Online craft marketplace Etsy is expected to make its IPO on NASDAQ in the US in coming weeks, targeting an initial US$100m.
Brooklyn, New York-based Etsy’s 10-year success story has lead it to file a prospectus for a public offering, with the company prepared to market itself to investors within a few weeks.
Connecting millions of shoppers, makers and craft fans around the world, Etsy’s “ecosystem” is based on a fairly simple premise. Rob Kalin set up the company in 2005 as a platform from which to sell his handmade, wooden computers.
Now it acts as a service to allow like-minded people do the same, and it’s quite popular, although there has been criticism of how the business model has changed over the years, with this IPO continuing a perceived thirst for profit, rather than creativity.
‘Selling out’
“Etsy is betraying its original artists by selling out to make money,” artist Joy Appenzeller told The Guardian recently.

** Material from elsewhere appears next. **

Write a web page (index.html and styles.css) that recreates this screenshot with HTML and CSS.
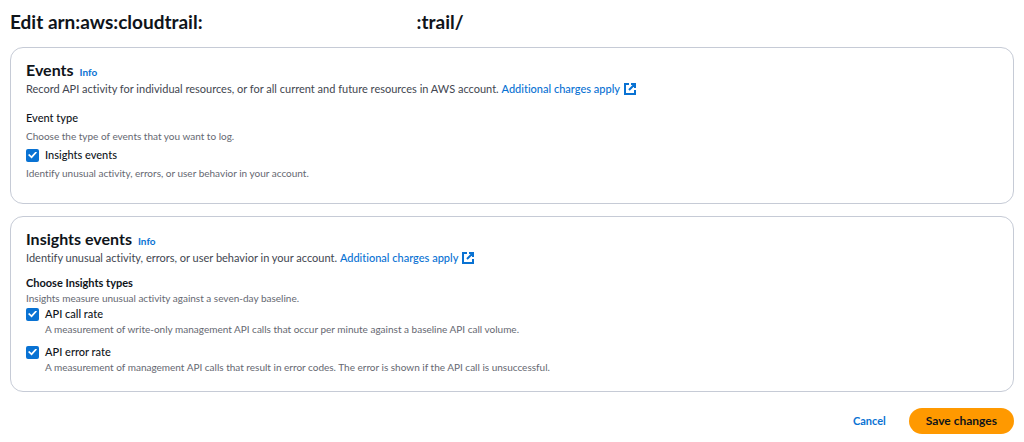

“Financially this may make some people very rich, but it is not what Etsy was meant to be about. Artists and crafters are now just window dressing to give the website the appearance that (items) are handmade, but in most cases they are not. They have become the online version of Pottery Barn.”
Kalin, replaced by Chad Dickerson as CEO, has been a vocal critic of the way the business is going recently. Before leaving the company, he went as far as saying, “We do not want Etsy itself to be a big tuna fish. Those tuna are the big companies that all us small businesses are teaming up against.”
However, that’s not how it seems to be doing business now, although on the surface the soundings remain the same.
“Since inception, Etsy has challenged conventional ways of thinking about commerce, business, individuals and communities,” said Dickerson. “I intend to keep our unconventional operating philosophy as we become a public company, and I welcome new investors into our community.”
The New York Times reports that Etsy will finance a new project as a result of the IPO, Etsy.org, “a non-profit it established in January to help train female entrepreneurs”.